— start of INFORMATION PROVIDED —

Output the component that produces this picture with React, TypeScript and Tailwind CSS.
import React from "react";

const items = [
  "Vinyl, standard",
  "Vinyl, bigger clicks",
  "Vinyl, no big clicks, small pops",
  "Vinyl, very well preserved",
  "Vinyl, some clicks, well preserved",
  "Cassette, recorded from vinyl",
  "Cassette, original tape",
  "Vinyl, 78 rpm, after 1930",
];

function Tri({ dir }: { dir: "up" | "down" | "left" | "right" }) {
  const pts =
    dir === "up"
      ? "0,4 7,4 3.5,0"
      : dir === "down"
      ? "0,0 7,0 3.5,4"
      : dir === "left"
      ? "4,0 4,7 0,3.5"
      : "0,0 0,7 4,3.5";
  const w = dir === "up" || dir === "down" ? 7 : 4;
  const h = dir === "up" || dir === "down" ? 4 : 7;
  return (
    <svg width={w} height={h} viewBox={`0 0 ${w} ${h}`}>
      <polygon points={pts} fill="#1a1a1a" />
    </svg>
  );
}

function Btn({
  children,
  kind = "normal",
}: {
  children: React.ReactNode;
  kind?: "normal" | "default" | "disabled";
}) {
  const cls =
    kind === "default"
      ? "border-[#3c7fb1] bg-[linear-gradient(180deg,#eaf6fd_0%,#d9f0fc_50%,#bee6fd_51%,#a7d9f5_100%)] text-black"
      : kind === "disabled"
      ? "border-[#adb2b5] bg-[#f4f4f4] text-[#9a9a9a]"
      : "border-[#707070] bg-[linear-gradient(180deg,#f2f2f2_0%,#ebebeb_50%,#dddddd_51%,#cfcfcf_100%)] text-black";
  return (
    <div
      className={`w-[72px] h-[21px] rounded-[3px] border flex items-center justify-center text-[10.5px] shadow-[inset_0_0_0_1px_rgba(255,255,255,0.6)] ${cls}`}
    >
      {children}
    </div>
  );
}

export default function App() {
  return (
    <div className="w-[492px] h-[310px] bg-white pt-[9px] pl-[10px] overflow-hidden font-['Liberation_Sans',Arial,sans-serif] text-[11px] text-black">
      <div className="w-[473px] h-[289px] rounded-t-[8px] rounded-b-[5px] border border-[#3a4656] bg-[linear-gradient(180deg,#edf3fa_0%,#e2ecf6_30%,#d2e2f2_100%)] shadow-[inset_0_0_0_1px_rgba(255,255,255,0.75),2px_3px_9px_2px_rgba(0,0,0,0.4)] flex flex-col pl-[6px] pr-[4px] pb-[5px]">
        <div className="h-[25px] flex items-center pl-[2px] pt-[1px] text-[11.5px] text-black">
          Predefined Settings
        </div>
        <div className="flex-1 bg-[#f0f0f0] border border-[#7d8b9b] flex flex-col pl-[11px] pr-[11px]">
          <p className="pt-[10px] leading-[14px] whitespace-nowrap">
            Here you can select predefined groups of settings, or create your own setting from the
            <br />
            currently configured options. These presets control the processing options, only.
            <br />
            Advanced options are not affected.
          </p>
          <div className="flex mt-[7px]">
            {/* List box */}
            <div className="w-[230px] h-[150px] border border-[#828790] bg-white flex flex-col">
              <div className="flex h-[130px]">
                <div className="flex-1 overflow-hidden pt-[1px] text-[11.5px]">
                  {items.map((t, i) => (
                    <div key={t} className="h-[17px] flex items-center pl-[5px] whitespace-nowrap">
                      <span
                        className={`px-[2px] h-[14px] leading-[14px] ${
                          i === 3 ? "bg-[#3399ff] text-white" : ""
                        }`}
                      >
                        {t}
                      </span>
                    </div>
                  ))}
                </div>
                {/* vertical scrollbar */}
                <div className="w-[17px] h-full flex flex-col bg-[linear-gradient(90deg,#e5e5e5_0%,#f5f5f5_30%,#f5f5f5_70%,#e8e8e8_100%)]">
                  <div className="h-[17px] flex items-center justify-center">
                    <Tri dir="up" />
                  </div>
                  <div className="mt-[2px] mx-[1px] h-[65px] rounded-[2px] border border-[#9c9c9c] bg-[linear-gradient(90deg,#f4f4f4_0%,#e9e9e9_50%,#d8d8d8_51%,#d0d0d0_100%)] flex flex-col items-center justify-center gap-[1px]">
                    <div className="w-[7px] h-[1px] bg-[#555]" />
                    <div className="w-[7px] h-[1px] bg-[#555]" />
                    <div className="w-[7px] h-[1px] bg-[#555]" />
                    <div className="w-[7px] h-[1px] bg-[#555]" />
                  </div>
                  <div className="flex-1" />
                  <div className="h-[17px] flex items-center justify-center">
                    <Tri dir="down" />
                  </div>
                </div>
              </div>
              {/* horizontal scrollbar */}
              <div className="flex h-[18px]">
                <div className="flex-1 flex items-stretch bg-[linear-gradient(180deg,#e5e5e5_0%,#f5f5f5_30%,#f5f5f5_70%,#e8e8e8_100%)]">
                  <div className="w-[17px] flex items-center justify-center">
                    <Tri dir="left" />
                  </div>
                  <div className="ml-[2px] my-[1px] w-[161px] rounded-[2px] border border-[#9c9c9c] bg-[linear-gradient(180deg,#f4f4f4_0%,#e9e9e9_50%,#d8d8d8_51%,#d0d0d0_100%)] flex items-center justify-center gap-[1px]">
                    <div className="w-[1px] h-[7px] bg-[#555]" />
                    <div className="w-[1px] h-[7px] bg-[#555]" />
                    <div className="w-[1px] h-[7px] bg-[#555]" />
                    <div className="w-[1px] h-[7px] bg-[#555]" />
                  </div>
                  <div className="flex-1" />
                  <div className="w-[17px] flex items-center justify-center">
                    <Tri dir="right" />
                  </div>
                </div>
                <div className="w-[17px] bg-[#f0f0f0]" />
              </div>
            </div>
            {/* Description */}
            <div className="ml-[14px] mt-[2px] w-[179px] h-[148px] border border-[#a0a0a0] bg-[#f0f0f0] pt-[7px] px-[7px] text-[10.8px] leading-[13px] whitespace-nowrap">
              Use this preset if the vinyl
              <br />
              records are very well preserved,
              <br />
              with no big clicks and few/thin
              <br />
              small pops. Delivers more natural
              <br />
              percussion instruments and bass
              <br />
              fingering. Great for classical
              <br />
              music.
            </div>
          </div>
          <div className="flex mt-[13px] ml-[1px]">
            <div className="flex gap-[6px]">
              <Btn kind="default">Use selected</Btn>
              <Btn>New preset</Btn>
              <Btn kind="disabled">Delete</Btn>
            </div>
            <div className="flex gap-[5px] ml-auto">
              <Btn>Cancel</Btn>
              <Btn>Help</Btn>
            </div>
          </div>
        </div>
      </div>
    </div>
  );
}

— end of INFORMATION PROVIDED —

• [EXERCISE BRIEF] List the lines that contain the word "this".

• [ANSWER IN FULL]
Output the component that produces this picture with React, TypeScript and Tailwind CSS.
              Use this preset if the vinyl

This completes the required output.